Weaknesses: This team lost one of the league’s best perimeter and pick-and-roll defenders in Sefolosha, and Robertson’s defensive hasn’t been nearly as beneficial for the Thunder. He’ll need to step up his game defensively to keep his minutes.
Predictions: Robertson will have an increasingly important role for the Thunder in the wake of Thabo Sefolosha’s lost defensive presence. He will see career highs in minutes and rebounds, as Scott Brooks may throw more playing time his way.

Sebastian Telfair, PG
Strengths: Telfair has the potential to go off in any given game. He works best in high octane offenses and keeps the defense honest with his presence on the court.
Weaknesses: He hasn’t been a consistent NBA player by any means. If he wants to see any significant minutes behind both Westbrook and Jackson, he has to string together a few months of reliable basketball.

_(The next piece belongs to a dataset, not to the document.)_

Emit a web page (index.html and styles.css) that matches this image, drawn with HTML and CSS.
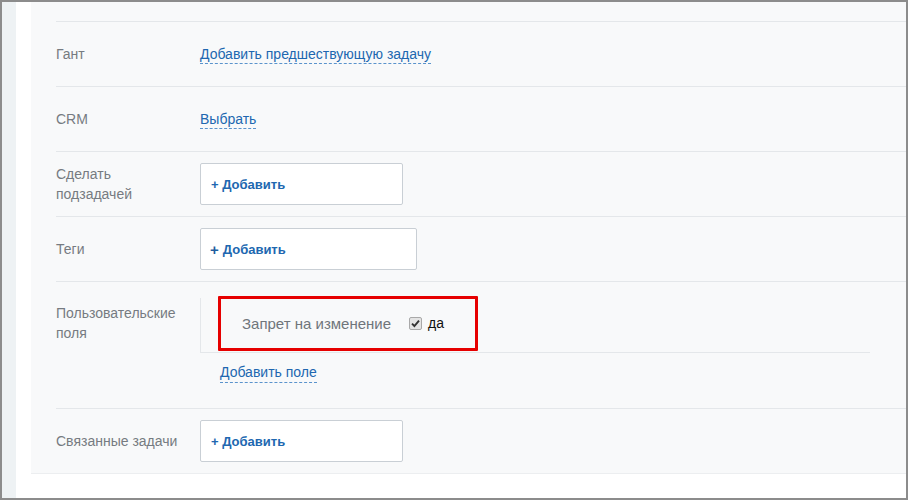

Season Prediction: Telfair will likely look to raise his stock as a basketball player and keep himself on an NBA roster. He will likely be a professional player for years to come, but if he’s going to turn his career around, it should start with this year.

Russell Westbrook, PG
Strengths: Most imposing point guard in basketball, keeps defenses worn down with constant offensive and defensive prodding.
Weaknesses: Shot selection is weak at times. Needs to recognize difference between good and bad scoring opportunities.
Season Prediction: Westbrook will iron out the kinks in his mental game, and will emerge at the end of the 2014-15 regular season free of previous scrutinies based on shot selection… either that or he’ll shoot 35 percent from the field. We’ll see.